Readiness review inverts the order: the seller, before listing, runs the property and the seller’s own position through the same checks the trustee will run on transfer-day. Issues are surfaced and resolved while there is no buyer waiting and no chain to protect. The property goes to market clean.

The economic case is straightforward. A property listed and then withdrawn or stalled because of readiness issues loses traction in the market — buyers and brokers notice listings that don’t transact, and the property is harder to re-launch. A property sold cleanly at first transfer has better terms, faster completion, and more buyers competing for it. Readiness review is, in effect, listing-quality due diligence done by the seller before the buyer does it.

The Four Registers of Readiness

Readiness clusters into four registers, each with its own checks and remedies.

Title and mortgage. Is the title clean, or is there a registered mortgage? If mortgaged, what is the current settlement figure, what are the early-redemption charges, and how will release be sequenced into the sale? Are there any other registered encumbrances — court-imposed attachment orders, registered freezing orders, second charges?

Service charges and developer standing. Are service charges current to the listing date? Is there any history of dispute or arrears with the developer or owners’ association? Are there outstanding snag-list items or unauthorised modifications that could surface at NOC stage? Will the developer or OA issue NOC promptly, or is there friction?

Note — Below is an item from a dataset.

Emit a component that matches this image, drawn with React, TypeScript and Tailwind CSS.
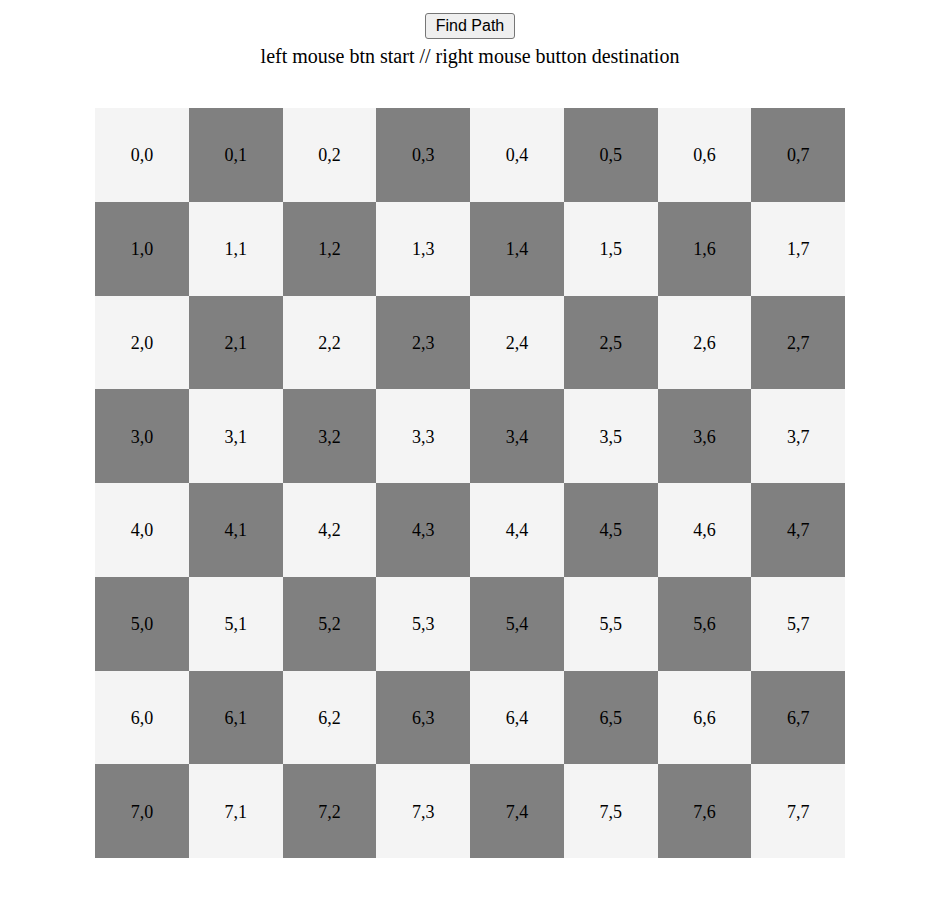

Identity and signatory authority. Is the seller’s Emirates ID current and the passport in date? If the seller is overseas at any point during the sale process, is a compliant POA in place compliant with DLD Circular No. 29/R/2025 for property matters? If the seller is a corporate entity, is the signatory authority current and documented?

Onward transaction sequencing. Is the sale a standalone exit, or part of a chain? If part of a chain, are the timing constraints from the onward purchase compatible with the sale timeline? Is the seller dependent on sale proceeds for the onward purchase, and how is that dependency structured?

Each register has standard checks and standard remedies. Most issues, identified at the readiness stage, resolve within 1–4 weeks. Most issues, identified at trustee-day, force re-booking with collateral cost.

Title and Mortgage Readiness

Title verification: confirm the registered title deed reflects current ownership; confirm no registered encumbrances beyond a known mortgage (where applicable); confirm the title deed reference matches the unit identification used in any active broker engagements.

Mortgage status: where there is a registered mortgage, request a current settlement statement from the lender; confirm the early-redemption charge structure and any administrative fees; confirm the lender’s procedure for issuing clearance and releasing the original deed at transfer.

Other encumbrances: less common but material. Court-imposed attachment orders or registered freezing orders (typically arising from active litigation), second charges (where the property has been used as security beyond the principal mortgage), and registered tenancy interests under long leases. Any of these will surface at trustee-day verification and must be addressed before sale.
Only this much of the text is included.